Supported regions can be found in Pacu by typing the regions command.

You can use set_regions to declare a specific set of regions to focus on in the current session. If you do choose to manually set target regions, Pacu will ignore any regions that are not supplied in that command. For example, if your target only uses AWS in us-east-1 and us-west-2, then you would enter set_regions us-east-1 us-west-2 and every module from there on out would only target us-east-1 and us-west-2. When listing modules using the ls or list commands, only modules that are applicable to the regions you set will show up.

Pacu comes with a service_regions.json file in the modules folder, but the update_regions command was added to ensure that the list is up to date. By running update_regions, Pacu will try to use pip3 (then pip if it fails, then it will ask you if that fails) to update the Python libraries boto3 and botocore. Then it will try to discover the path to where pip is storing libraries at so it can fetch the most up-to-date list of regions from the botocore folder.

Interacting with modules

  • ls or list will list the available modules for the regions that were set in the current session.
  • search x will search all modules and return modules that include x in their name.
  • help module_name will return the applicable help information for the specified module.
  • run module_name or exec module_name will run the specified module with its default parameters.
  • run module_name --regions eu-west-1,us-west-1 will run the specified module against the eu-west-1 and us-west-1 regions (for modules that support the --regions argument), regardless of what regions are set for the current session.

Using the AWS CLI

Pacu has integrated the AWS CLI into the list of supported commands. Any command that is run from within Pacu that starts with aws will be run in your local shell, so you can use the AWS CLI as required. This also means you can pipe that output into other commands such as jq to better format/parse it. This was added into Pacu to remove the need for multiple terminals open while attacking an environment, one for Pacu and one for the AWS CLI.

Example:

  • Pacu (Example:Example) > aws s3 ls will run the AWS CLI command aws s3 ls and list available buckets in the target account.

WARNING: The AWS CLI uses a different method of authentication than Pacu. This means that the AWS CLI will NOT use the active Pacu keys, unless you have specifically set that up with the aws configure command. It is recommended to use AWS CLI profiles to handle that kind of authentication.

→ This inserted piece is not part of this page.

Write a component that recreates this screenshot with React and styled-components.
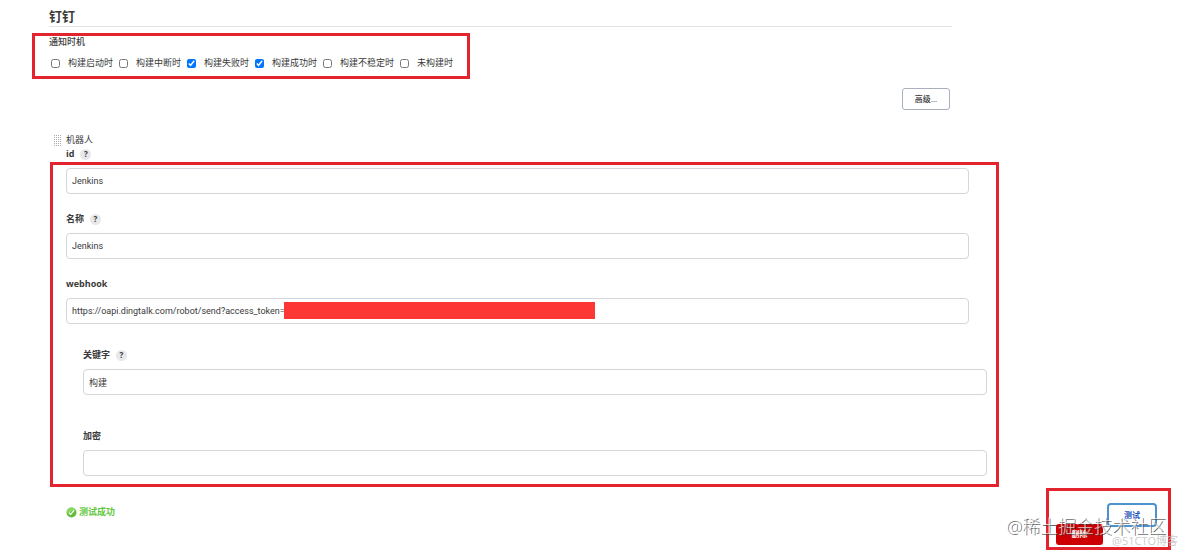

Importing credentials from the AWS CLI

The import_keys command can be used to import credential profiles stored in ~/.aws/credentials into your active Pacu session. Keys will be imported with an alias equal to "imported-<PROFILE_NAME>".

Examples:

  • import_keys Demo will import the "Demo" profile from ~/.aws/credentials to Pacu with the alias "imported-Demo".
  • import_keys --all will import all profiles that are stored in ~/.aws/credentials to Pacu.

Other commands

  • set_keys will create a new set of AWS keys within the Pacu session and set them as the active set.
  • swap_keys will allow you to swap between sets of AWS keys stored in the current Pacu Session.
  • whoami will list information related to the AWS keys currently set as the default. This can include information such as what their username is, what keys are being used, what permissions the user has, and more.
  • data will return all data related to the current session. This includes data about the actual Pacu session as well as all of the collected AWS data over the duration of the session.
  • services will return a list of AWS services that have data currently stored in the active session.
  • data <service> will return all the data stored in the database for any service returned from the services command.
  • quit or exit will exit out of Pacu.